Abstract

As an important element in overall project planning, risk management identifies specific risks that could have an adverse effect on project performance and measures the impact each risk may have. As the project moves forward, the team continues to address risks with technical, administrative and budgetary strategies.. Get to know the four key stages in project risk management and the steps needed to manage risk. There are four distinct phases of project risk management: (1) risk identification, (2) probability and consequence analysis, (3) risk mitigation strategies, and (4) control and documentation. Risk identification focuses on determining a realistic set of risk factors facing the project.
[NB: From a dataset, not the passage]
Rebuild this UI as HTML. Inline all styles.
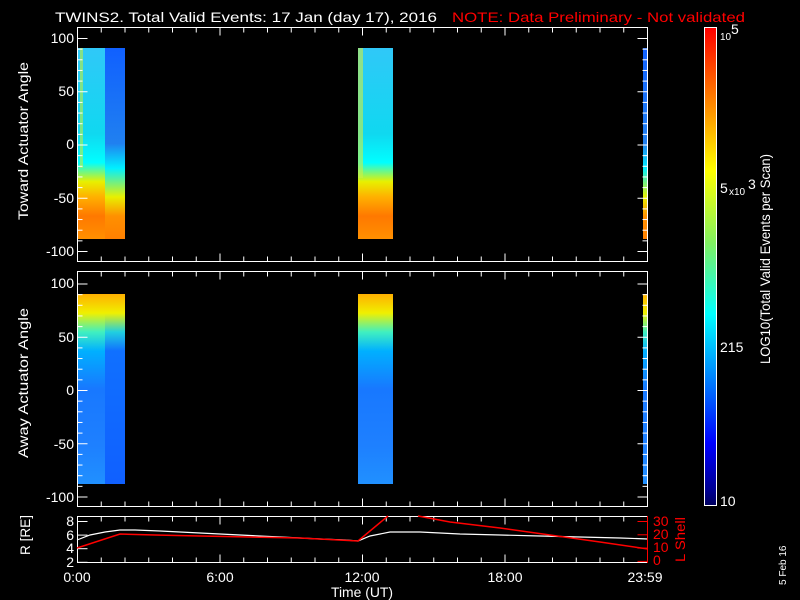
<!DOCTYPE html>
<html><head><meta charset="utf-8"><style>
html,body{margin:0;padding:0;background:#000;width:800px;height:600px;overflow:hidden}
svg{display:block;font-family:"Liberation Sans",sans-serif}
</style></head><body>
<svg id="s" width="800" height="600" viewBox="0 0 800 600" xmlns="http://www.w3.org/2000/svg">
<defs>
<linearGradient id="pA" x1="0" y1="48" x2="0" y2="239" gradientUnits="userSpaceOnUse">
<stop offset="0" stop-color="#30c8f8"/><stop offset="0.45" stop-color="#10d8f0"/><stop offset="0.6" stop-color="#00ffff"/><stop offset="0.7" stop-color="#e8f000"/><stop offset="0.78" stop-color="#ffb000"/><stop offset="0.88" stop-color="#ff7800"/><stop offset="1" stop-color="#ff9000"/></linearGradient>
<linearGradient id="pB" x1="0" y1="48" x2="0" y2="239" gradientUnits="userSpaceOnUse">
<stop offset="0" stop-color="#1060ff"/><stop offset="0.5" stop-color="#2080f0"/><stop offset="0.63" stop-color="#00f0ff"/><stop offset="0.78" stop-color="#e8f000"/><stop offset="0.88" stop-color="#ff9000"/><stop offset="1" stop-color="#ff8000"/></linearGradient>
<linearGradient id="qA" x1="0" y1="294" x2="0" y2="484" gradientUnits="userSpaceOnUse">
<stop offset="0" stop-color="#ffb000"/><stop offset="0.1" stop-color="#f0f000"/><stop offset="0.2" stop-color="#40f0c0"/><stop offset="0.3" stop-color="#00b0ff"/><stop offset="0.5" stop-color="#1878ff"/><stop offset="0.8" stop-color="#1e80ff"/><stop offset="1" stop-color="#2090ff"/></linearGradient>
<linearGradient id="qB" x1="0" y1="294" x2="0" y2="484" gradientUnits="userSpaceOnUse">
<stop offset="0" stop-color="#ffb000"/><stop offset="0.1" stop-color="#f0f000"/><stop offset="0.2" stop-color="#20d0e0"/><stop offset="0.3" stop-color="#1070ff"/><stop offset="1" stop-color="#1060ff"/></linearGradient>
<linearGradient id="cb" x1="0" y1="28" x2="0" y2="505" gradientUnits="userSpaceOnUse">
<stop offset="0" stop-color="#ff0000"/><stop offset="0.15" stop-color="#ff8000"/><stop offset="0.3" stop-color="#ffff00"/><stop offset="0.45" stop-color="#80f060"/><stop offset="0.6" stop-color="#00ffff"/><stop offset="0.72" stop-color="#0090ff"/><stop offset="0.87" stop-color="#0000ff"/><stop offset="0.97" stop-color="#000090"/><stop offset="1" stop-color="#000060"/></linearGradient>
</defs>
<g font-size="14" fill="#fff">
<text x="55" y="22" textLength="382" lengthAdjust="spacingAndGlyphs">TWINS2. Total Valid Events: 17 Jan (day  17), 2016</text>
<text x="452" y="22" fill="#ff0000" textLength="293" lengthAdjust="spacingAndGlyphs">NOTE: Data Preliminary - Not validated</text>
</g>
<!-- data panel 1 -->
<rect x="78" y="48" width="27" height="191" fill="url(#pA)"/>
<rect x="80" y="48" width="3" height="120" fill="#c0f040" opacity="0.6"/>
<rect x="105" y="48" width="20" height="191" fill="url(#pB)"/>
<rect x="358" y="48" width="35" height="191" fill="url(#pA)"/>
<rect x="358" y="48" width="5" height="130" fill="#d0f040" opacity="0.6"/>
<rect x="643" y="48" width="4" height="191" fill="url(#pB)"/>
<!-- data panel 2 -->
<rect x="78" y="294" width="27" height="190" fill="url(#qA)"/>
<rect x="105" y="294" width="20" height="190" fill="url(#qB)"/>
<rect x="358" y="294" width="35" height="190" fill="url(#qA)"/>
<rect x="643" y="294" width="4" height="190" fill="url(#qA)"/>
<!-- colorbar -->
<rect x="705" y="28" width="11" height="477" fill="url(#cb)"/>
<rect x="704.5" y="27.5" width="12" height="478" fill="none" stroke="#fff" stroke-width="1"/>
<g font-size="14" fill="#fff">
<text x="720" y="40" font-size="10">10</text><text x="731" y="34">5</text>
<text x="720" y="193">5</text><text x="729" y="195" font-size="10">x10</text><text x="748" y="189">3</text>
<text x="720" y="352">215</text>
<text x="720" y="506">10</text>
<text transform="translate(770,364) rotate(-90)" textLength="210" lengthAdjust="spacingAndGlyphs">LOG10(Total Valid Events per Scan)</text>
<text transform="translate(28,220) rotate(-90)" textLength="158" lengthAdjust="spacingAndGlyphs">Toward Actuator Angle</text>
<text transform="translate(28,458) rotate(-90)" textLength="150" lengthAdjust="spacingAndGlyphs">Away Actuator Angle</text>
<text transform="translate(30,555) rotate(-90)" textLength="40" lengthAdjust="spacingAndGlyphs">R [RE]</text>
<text transform="translate(685,562) rotate(-90)" fill="#ff0000" textLength="45" lengthAdjust="spacingAndGlyphs">L Shell</text>
<text transform="translate(786,585) rotate(-90)" font-size="10">5 Feb 16</text>
<text x="331" y="597" textLength="62" lengthAdjust="spacingAndGlyphs">Time (UT)</text>
<text x="77" y="582" text-anchor="middle">0:00</text>
<text x="220" y="582" text-anchor="middle">6:00</text>
<text x="362" y="582" text-anchor="middle">12:00</text>
<text x="505" y="582" text-anchor="middle">18:00</text>
<text x="645" y="582" text-anchor="middle">23:59</text>
<g text-anchor="end">
<text x="74" y="43">100</text><text x="74" y="96">50</text><text x="74" y="149">0</text><text x="74" y="203">-50</text><text x="74" y="256">-100</text>
<text x="74" y="288">100</text><text x="74" y="342">50</text><text x="74" y="395">0</text><text x="74" y="449">-50</text><text x="74" y="502">-100</text>
<text x="74" y="526">8</text><text x="74" y="540">6</text><text x="74" y="553">4</text><text x="74" y="567">2</text>
</g>
<g fill="#ff0000">
<text x="653" y="526">30</text><text x="653" y="539">20</text><text x="653" y="552">10</text><text x="653" y="565">0</text>
</g>
</g>
<g id="ax" stroke="#fff" stroke-width="1" fill="none">
<rect x="77.5" y="27.5" width="570" height="234"/>
<rect x="77.5" y="271.5" width="570" height="235"/>
<rect x="77.5" y="516.5" width="570" height="46"/>
</g>
<!-- bottom panel lines -->
<polyline fill="none" stroke="#fff" stroke-width="1.2" points="77,540 90,535 105,532 120,530 135,530 160,531 200,533 240,535 280,537 320,539 345,540 358,541 370,536 390,532 420,532 460,534 500,535 540,536 580,537 620,538 648,539"/>
<polyline fill="none" stroke="#ff0000" stroke-width="1.5" points="77,548 120,534 155,535 200,536 250,537 300,538 358,541 388,516"/>
<polyline fill="none" stroke="#ff0000" stroke-width="1.5" points="418,516 450,522 500,528 550,535 600,542 648,549"/>
<line x1="647.5" y1="516" x2="647.5" y2="563" stroke="#ff0000"/>
</svg>
<script>
var s=document.getElementById('ax'),ns='http://www.w3.org/2000/svg';
function L(x1,y1,x2,y2,c){var l=document.createElementNS(ns,'line');l.setAttribute('x1',x1);l.setAttribute('y1',y1);l.setAttribute('x2',x2);l.setAttribute('y2',y2);if(c)l.setAttribute('stroke',c);s.appendChild(l);}
var P=[[27.5,261.5,144.5],[271.5,506.5,390]];
for(var h=0;h<=24;h++){var x=77.5+h*23.75,m=h%6==0?8:5;
[[27.5,261.5],[271.5,506.5],[516.5,562.5]].forEach(function(p){L(x,p[0],x,p[0]+m);L(x,p[1],x,p[1]-m);});}
P.forEach(function(p){for(var v=-100;v<=100;v+=10){var y=p[2]-v*1.065+0.5,m=v%50==0?10:5;L(77.5,y,77.5+m,y);L(647.5,y,647.5-m,y);}});
for(var r=2;r<=8;r+=2){var y=521+(8-r)*6.8+0.5;L(77.5,y,87.5,y);}
for(var q=0;q<=30;q+=10){var y=521+(30-q)*1.33+0.5;L(647.5,y,637.5,y,'#ff0000');}
</script>
</body></html>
The five main causes of project risk are (1) financial risk, (2) technical risk, (3) commercial risk, (4) execution risk, and (5) contract or legal risk. Among the most common methods for risk identification are (1) brainstorming meetings, (2) expert opinion, (3) past history, and (4) multiple or team-based assessments. Risks can be mitigated through four main things: approach. First, we simply accept the risk. We may choose to do this in situations where we have no alternative or we deem the risk small enough to be acceptable. Second, we may seek to minimize risk, perhaps through partnerships or joint ventures to reduce our company's exposure to risk. Third, we may share risks with other organizations or project stakeholders. Finally, when necessary, we may seek to shift risk to other project stakeholders. Explanation of the Analysis and Project Risk Analysis and Management (PRAM) process. PRAM is a generic project risk management approach that offers a model for life cycle steps that a project team might adopt in developing a risk management methodology. The nine distinct steps in the PRAM model represent each process phase and their associated outcomes.